Make sure the GNU version of date is symlinked to 'date', too.

zekida avatar May 15 '24 08:05 zekida

Is that a Linux path? there is not path from /usr/local/opt, opt does not exist.

soundstep avatar May 15 '24 11:05 soundstep

I'm double-checking the Homebrew documentation from here: https://docs.brew.sh/Installation

It appears the path will be different depending on if you're on an Intel machine (like mine) or on an ARM machine:

"The script installs Homebrew to its default, supported, best prefix (/opt/homebrew for Apple Silicon, /usr/local for macOS Intel and /home/linuxbrew/.linuxbrew for Linux) so that you don’t need sudo after Homebrew’s initial installation when you brew install"

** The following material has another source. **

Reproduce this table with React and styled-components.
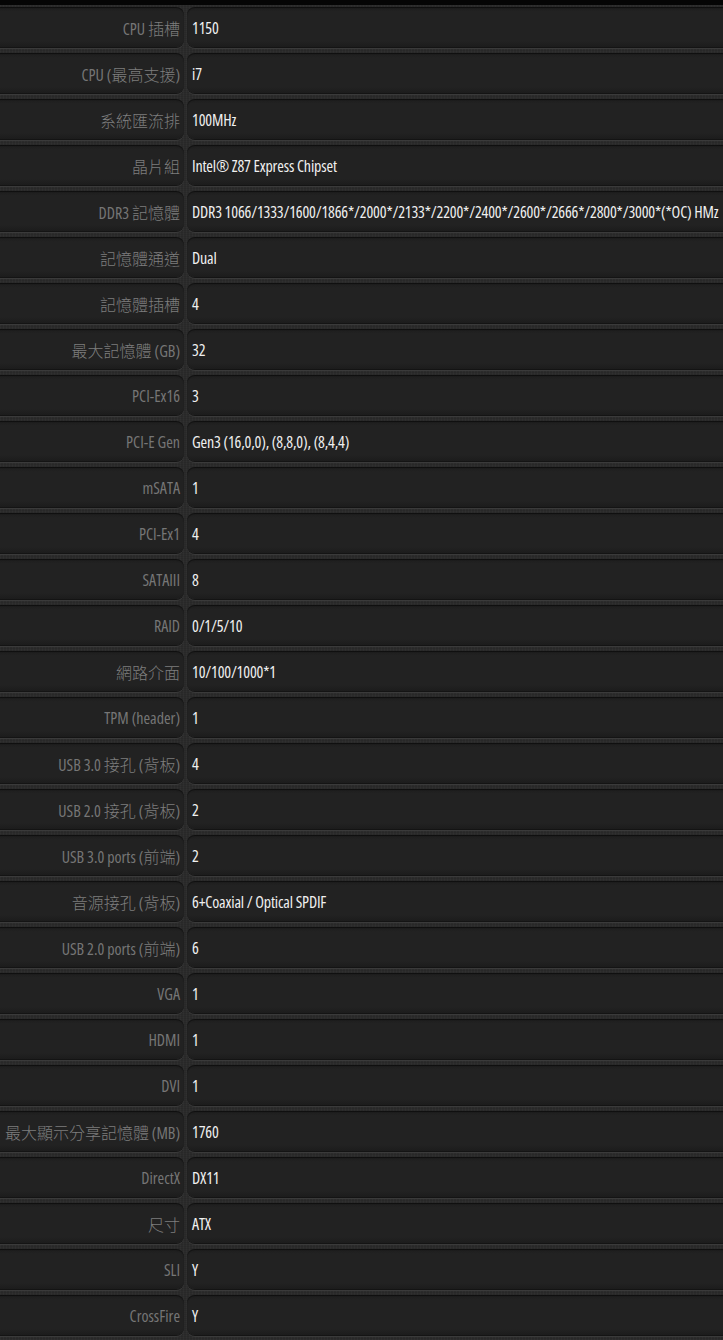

And further discussion on when it happened: https://github.com/orgs/Homebrew/discussions/664

The exact location will depend on where you installed it to and at what point in Homebrew's life you had happened to install it (previously, it appears it would install into /usr/local/bin), so I guess I should adjust the check I'm asking people to run. The above version should work for anybody on Intel with the most recent version of Homebrew as of May 2024 who used the default install paths for everything.

For everyone else, you'll need to find out where your gnubin folder is and add it to your path like I showed above. The coreutils brew package itself, I believe, says you can maybe do this:

export PATH="$HOMEBREW_PREFIX/opt/coreutils/libexec/gnubin:$PATH"

The goal is to find where the coreutils are installed and add that gnubin folder to your PATH

tomice avatar May 15 '24 13:05 tomice

export PATH="$HOMEBREW_PREFIX/opt/coreutils/libexec/gnubin:$PATH"

Yes it works - thank a lot My path was (for example) export PATH="/opt/homebrew/Cellar/coreutils/9.5/libexec/gnubin/:$PATH"

agoalofalife avatar May 15 '24 13:05 agoalofalife

@soundstep and @zekida , can you also confirm the above example works? If so, I'll go ahead and update our documentation to make it more clear what users on macOS will need to do to get this to work for them.

tomice avatar May 15 '24 14:05 tomice

export PATH="$HOMEBREW_PREFIX/opt/coreutils/libexec/gnubin:$PATH"

i can confirm it works on apple silicon. thanks for the quick fix :)

zekida avatar May 16 '24 11:05 zekida

Thanks @tomice for looking into that. It is working with:

export PATH="$PATH:/opt/homebrew/Cellar/coreutils/9.5/libexec/gnubin/"

And:

alias date="gdate"

gdate is the GNU version, testable with date --version which doesn't work with the other one

Probably worth adding to a doc? Cheers!

soundstep avatar May 16 '24 14:05 soundstep

None of the workarounds here seem to work for me. Apple Silicon Mac 14.6.1. Any tips?

esthor avatar Aug 23 '24 20:08 esthor

None of the workarounds here seem to work for me. Apple Silicon Mac 14.6.1. Any tips?

Hi there! I just upgraded my M1 Air to 14.6.1, and things appear to be working as expected. Couple questions:

  • What is the output of date --version? <- If this says illegal option, it means that your shell is unable to find the date utility that resides in gnubin
  • What is the output of echo $PATH <- You want to make sure the location of the gnubin dir is in here
  • What is the output of command -v gdate <- If this comes back empty, it means your shell isn't able to find the location of gdate which is necessary to use this script. In which case, you may not have installed the coreutils package

You can run find /opt /usr -type d -name gnubin to find the location of where gnubin resides on your computer. If it doesn't exist, you'll need to install it via brew install coreutils. You'll need to add that to your path by typing something like PATH=/opt/homebrew/opt/coreutils/libexec/gnubin:$PATH

Thanks!

tomice avatar Aug 24 '24 16:08 tomice

Haven't heard back regarding this. Closing for now as GNU's version of date, provided by Homebrew, should solve all issues related to this. It should just be a matter of finding where it resides on the system and adding it to PATH.